The caller of that - dsa_slave_set_rx_mode() - is the slave DSA
interface's dsa_port_bridge_host_fdb_add() which comes from the deferred
dsa_slave_switchdev_event_work().
We went to great lengths to avoid the rtnl_lock() context in that call
path in commit 0faf890fc519 ("net: dsa: drop rtnl_lock from
dsa_slave_switchdev_event_work"), and calling rtnl_lock() is simply not
an option due to the possibility of deadlocking when calling
dsa_flush_workqueue() from the call paths that do hold rtnl_lock() -
basically all of them.
So, when the DSA master calls vlan_for_each() from its ndo_set_rx_mode(),
the state of the 8021q driver on this device is really not protected
from concurrent access by anything.
Looking at net/8021q/, I don't think that vlan_info->vid_list was
particularly designed with RCU traversal in mind, so introducing an RCU
read-side form of vlan_for_each() - vlan_for_each_rcu() - won't be so
easy, and it also wouldn't be exactly what we need anyway.

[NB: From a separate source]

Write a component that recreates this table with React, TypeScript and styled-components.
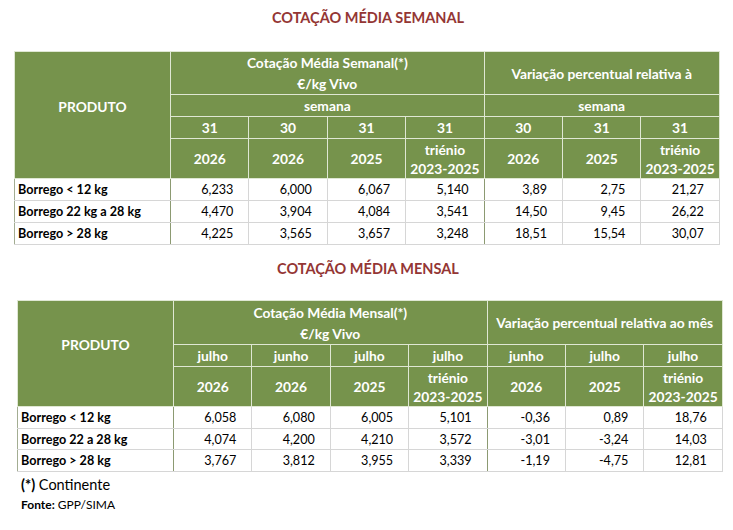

In general I believe that the solution isn't in net/8021q/ anyway;
vlan_for_each() is not cut out for this task. DSA doesn't need rtnl_lock()
to be held per se - since it's not a netdev state change that we're
blocking, but rather, just concurrent additions/removals to a VLAN list.
We don't even need sleepable context - the callback of vlan_for_each()
just schedules deferred work.
The proposed escape is to remove the dependency on vlan_for_each() and
to open-code a non-sleepable, rtnl-free alternative to that, based on
copies of the VLAN list modified from .ndo_vlan_rx_add_vid() and
.ndo_vlan_rx_kill_vid().
Fixes: 64fdc5f341db ("net: dsa: sync unicast and multicast addresses for VLAN filters too")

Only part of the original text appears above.